Dataset extract -
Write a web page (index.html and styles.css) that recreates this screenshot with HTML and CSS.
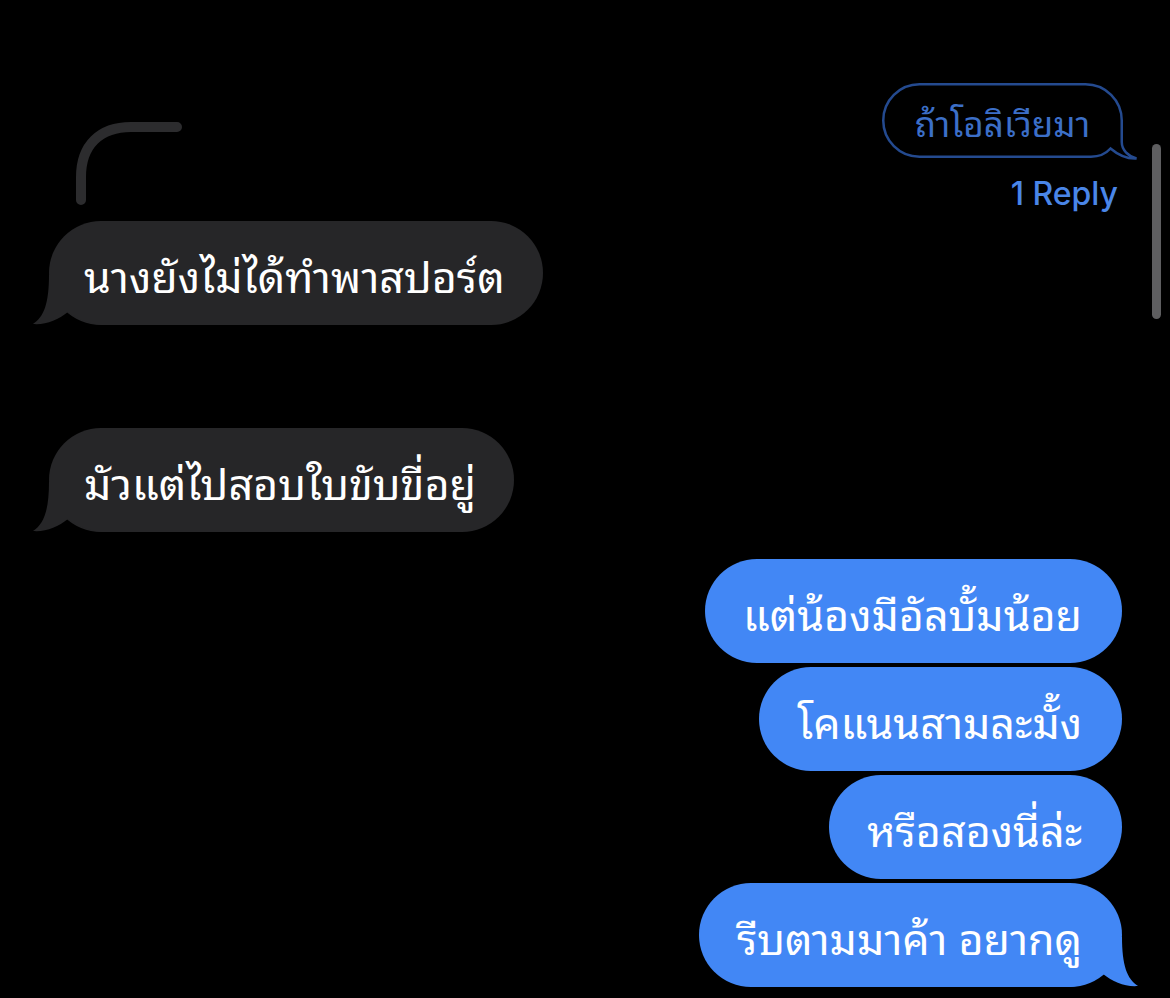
FILE: index.html
```html
<!DOCTYPE html>
<html lang="th">
<head>
<meta charset="utf-8">
<title>Messages</title>
<link rel="stylesheet" href="styles.css">
</head>
<body>
<div class="screen">
  <div class="top">
    <div class="left-col">
      <svg class="thread" width="115" height="90" viewBox="0 0 115 90">
        <path d="M11 83 L11 60 C11 28 30 10 61 10 L107 10" fill="none" stroke="#2c2c2e" stroke-width="10" stroke-linecap="round"/>
      </svg>
      <div class="bubble in"><span class="msg">นางยังไม่ได้ทำพาสปอร์ต</span><svg class="tail tail-left" width="70" height="50" viewBox="0 0 70 50"><path d="M17 0 C17 28 12 42 1 49 C14 50 26 45 36 37 C46 44 58 49 70 50 L70 0 Z"/></svg></div>
    </div>
    <div class="right-col">
      <div class="reply-bubble">
        <svg class="reply-outline" width="258" height="79" viewBox="0 0 258 79"><path d="M38.5 2.25 H204.5 A36.25 36.25 0 0 1 240.75 38.5 V60 C240.75 68 247 74 255.5 76.5 C246 77 236 72 229.5 66.5 C225 71.5 219 74.75 210 74.75 H38.5 A36.25 36.25 0 0 1 2.25 38.5 A36.25 36.25 0 0 1 38.5 2.25 Z" fill="none" stroke="#244a8f" stroke-width="2.5"/></svg>
        <span class="reply-text">ถ้าโอลิเวียมา</span>
      </div>
      <div class="reply-count">1 Reply</div>
    </div>
  </div>

  <div class="bubble in second"><span class="msg">มัวแต่ไปสอบใบขับขี่อยู่</span><svg class="tail tail-left" width="70" height="50" viewBox="0 0 70 50"><path d="M17 0 C17 28 12 42 1 49 C14 50 26 45 36 37 C46 44 58 49 70 50 L70 0 Z"/></svg></div>

  <div class="outgoing">
    <div class="bubble out"><span class="msg">แต่น้องมีอัลบั้มน้อย</span></div>
    <div class="bubble out"><span class="msg">โคแนนสามละมั้ง</span></div>
    <div class="bubble out"><span class="msg">หรือสองนี่ล่ะ</span></div>
    <div class="bubble out"><span class="msg">รีบตามมาค้า อยากดู</span><svg class="tail tail-right" width="70" height="50" viewBox="0 0 70 50"><path d="M17 0 C17 28 12 42 1 49 C14 50 26 45 36 37 C46 44 58 49 70 50 L70 0 Z"/></svg></div>
  </div>

  <div class="scrollbar"></div>
</div>
</body>
</html>
```

FILE: styles.css
```css
* { box-sizing: border-box; }

html, body {
  margin: 0;
  padding: 0;
  background: #000;
}

body {
  font-family: "Noto Sans Thai Looped", "Noto Serif Thai", "Noto Sans Thai", "Noto Sans", "DejaVu Sans", sans-serif;
  color: #fff;
}

.screen {
  position: relative;
  width: 1170px;
  height: 998px;
  overflow: hidden;
  padding: 0 48px 0 49px;
  display: flex;
  flex-direction: column;
}

.top {
  display: flex;
  justify-content: space-between;
  align-items: flex-start;
}

.left-col {
  display: flex;
  flex-direction: column;
  align-items: flex-start;
}

.thread {
  display: block;
  margin-top: 117px;
  margin-left: 21px;
}

.bubble {
  position: relative;
  isolation: isolate;
  height: 104px;
  border-radius: 52px;
  padding: 0 38px 0 35px;
  display: flex;
  align-items: center;
  font-size: 43px;
  white-space: nowrap;
}

.msg {
  position: relative;
}

.bubble.in {
  background: #262628;
  margin-top: 14px;
  fill: #262628;
}

.bubble.in.second {
  margin-top: 103px;
  align-self: flex-start;
}

.tail {
  position: absolute;
  bottom: 0;
  z-index: -1;
}

.tail-left {
  left: -17px;
}

.tail-right {
  right: -17px;
  transform: scaleX(-1);
}

.outgoing {
  margin-top: 27px;
  display: flex;
  flex-direction: column;
  align-items: flex-end;
  gap: 4px;
}

.bubble.out {
  background: #4287f5;
  fill: #4287f5;
  padding: 0 40px 0 38px;
}

.right-col {
  display: flex;
  flex-direction: column;
  align-items: flex-end;
  margin-right: -1px;
}

.reply-bubble {
  position: relative;
  margin-top: 83px;
  width: 241px;
  height: 75px;
  display: flex;
  align-items: center;
  justify-content: center;
}

.reply-outline {
  position: absolute;
  left: -1px;
  top: -1px;
}

.reply-text {
  position: relative;
  font-size: 35px;
  color: #3c6fc8;
}

.reply-count {
  margin-top: 18px;
  margin-right: 5px;
  font-family: Inter, "Liberation Sans", sans-serif;
  font-size: 32px;
  font-weight: 500;
  color: #4a86e8;
  line-height: 36px;
}

.scrollbar {
  position: absolute;
  left: 1152px;
  top: 144px;
  width: 9px;
  height: 175px;
  border-radius: 5px;
  background: #5e5e60;
}
```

Stated task -
All of the data above should be quoted exactly, except for the pictures.

Solution for this exercise -
Write a web page (index.html and styles.css) that recreates this screenshot with HTML and CSS.
FILE: index.html
```html
<!DOCTYPE html>
<html lang="th">
<head>
<meta charset="utf-8">
<title>Messages</title>
<link rel="stylesheet" href="styles.css">
</head>
<body>
<div class="screen">
  <div class="top">
    <div class="left-col">
      <svg class="thread" width="115" height="90" viewBox="0 0 115 90">
        <path d="M11 83 L11 60 C11 28 30 10 61 10 L107 10" fill="none" stroke="#2c2c2e" stroke-width="10" stroke-linecap="round"/>
      </svg>
      <div class="bubble in"><span class="msg">นางยังไม่ได้ทำพาสปอร์ต</span><svg class="tail tail-left" width="70" height="50" viewBox="0 0 70 50"><path d="M17 0 C17 28 12 42 1 49 C14 50 26 45 36 37 C46 44 58 49 70 50 L70 0 Z"/></svg></div>
    </div>
    <div class="right-col">
      <div class="reply-bubble">
        <svg class="reply-outline" width="258" height="79" viewBox="0 0 258 79"><path d="M38.5 2.25 H204.5 A36.25 36.25 0 0 1 240.75 38.5 V60 C240.75 68 247 74 255.5 76.5 C246 77 236 72 229.5 66.5 C225 71.5 219 74.75 210 74.75 H38.5 A36.25 36.25 0 0 1 2.25 38.5 A36.25 36.25 0 0 1 38.5 2.25 Z" fill="none" stroke="#244a8f" stroke-width="2.5"/></svg>
        <span class="reply-text">ถ้าโอลิเวียมา</span>
      </div>
      <div class="reply-count">1 Reply</div>
    </div>
  </div>

  <div class="bubble in second"><span class="msg">มัวแต่ไปสอบใบขับขี่อยู่</span><svg class="tail tail-left" width="70" height="50" viewBox="0 0 70 50"><path d="M17 0 C17 28 12 42 1 49 C14 50 26 45 36 37 C46 44 58 49 70 50 L70 0 Z"/></svg></div>

  <div class="outgoing">
    <div class="bubble out"><span class="msg">แต่น้องมีอัลบั้มน้อย</span></div>
    <div class="bubble out"><span class="msg">โคแนนสามละมั้ง</span></div>
    <div class="bubble out"><span class="msg">หรือสองนี่ล่ะ</span></div>
    <div class="bubble out"><span class="msg">รีบตามมาค้า อยากดู</span><svg class="tail tail-right" width="70" height="50" viewBox="0 0 70 50"><path d="M17 0 C17 28 12 42 1 49 C14 50 26 45 36 37 C46 44 58 49 70 50 L70 0 Z"/></svg></div>
  </div>

  <div class="scrollbar"></div>
</div>
</body>
</html>
```

FILE: styles.css
```css
* { box-sizing: border-box; }

html, body {
  margin: 0;
  padding: 0;
  background: #000;
}

body {
  font-family: "Noto Sans Thai Looped", "Noto Serif Thai", "Noto Sans Thai", "Noto Sans", "DejaVu Sans", sans-serif;
  color: #fff;
}

.screen {
  position: relative;
  width: 1170px;
  height: 998px;
  overflow: hidden;
  padding: 0 48px 0 49px;
  display: flex;
  flex-direction: column;
}

.top {
  display: flex;
  justify-content: space-between;
  align-items: flex-start;
}

.left-col {
  display: flex;
  flex-direction: column;
  align-items: flex-start;
}

.thread {
  display: block;
  margin-top: 117px;
  margin-left: 21px;
}

.bubble {
  position: relative;
  isolation: isolate;
  height: 104px;
  border-radius: 52px;
  padding: 0 38px 0 35px;
  display: flex;
  align-items: center;
  font-size: 43px;
  white-space: nowrap;
}

.msg {
  position: relative;
}

.bubble.in {
  background: #262628;
  margin-top: 14px;
  fill: #262628;
}

.bubble.in.second {
  margin-top: 103px;
  align-self: flex-start;
}

.tail {
  position: absolute;
  bottom: 0;
  z-index: -1;
}

.tail-left {
  left: -17px;
}

.tail-right {
  right: -17px;
  transform: scaleX(-1);
}

.outgoing {
  margin-top: 27px;
  display: flex;
  flex-direction: column;
  align-items: flex-end;
  gap: 4px;
}

.bubble.out {
  background: #4287f5;
  fill: #4287f5;
  padding: 0 40px 0 38px;
}

.right-col {
  display: flex;
  flex-direction: column;
  align-items: flex-end;
  margin-right: -1px;
}

.reply-bubble {
  position: relative;
  margin-top: 83px;
  width: 241px;
  height: 75px;
  display: flex;
  align-items: center;
  justify-content: center;
}

.reply-outline {
  position: absolute;
  left: -1px;
  top: -1px;
}

.reply-text {
  position: relative;
  font-size: 35px;
  color: #3c6fc8;
}

.reply-count {
  margin-top: 18px;
  margin-right: 5px;
  font-family: Inter, "Liberation Sans", sans-serif;
  font-size: 32px;
  font-weight: 500;
  color: #4a86e8;
  line-height: 36px;
}

.scrollbar {
  position: absolute;
  left: 1152px;
  top: 144px;
  width: 9px;
  height: 175px;
  border-radius: 5px;
  background: #5e5e60;
}
```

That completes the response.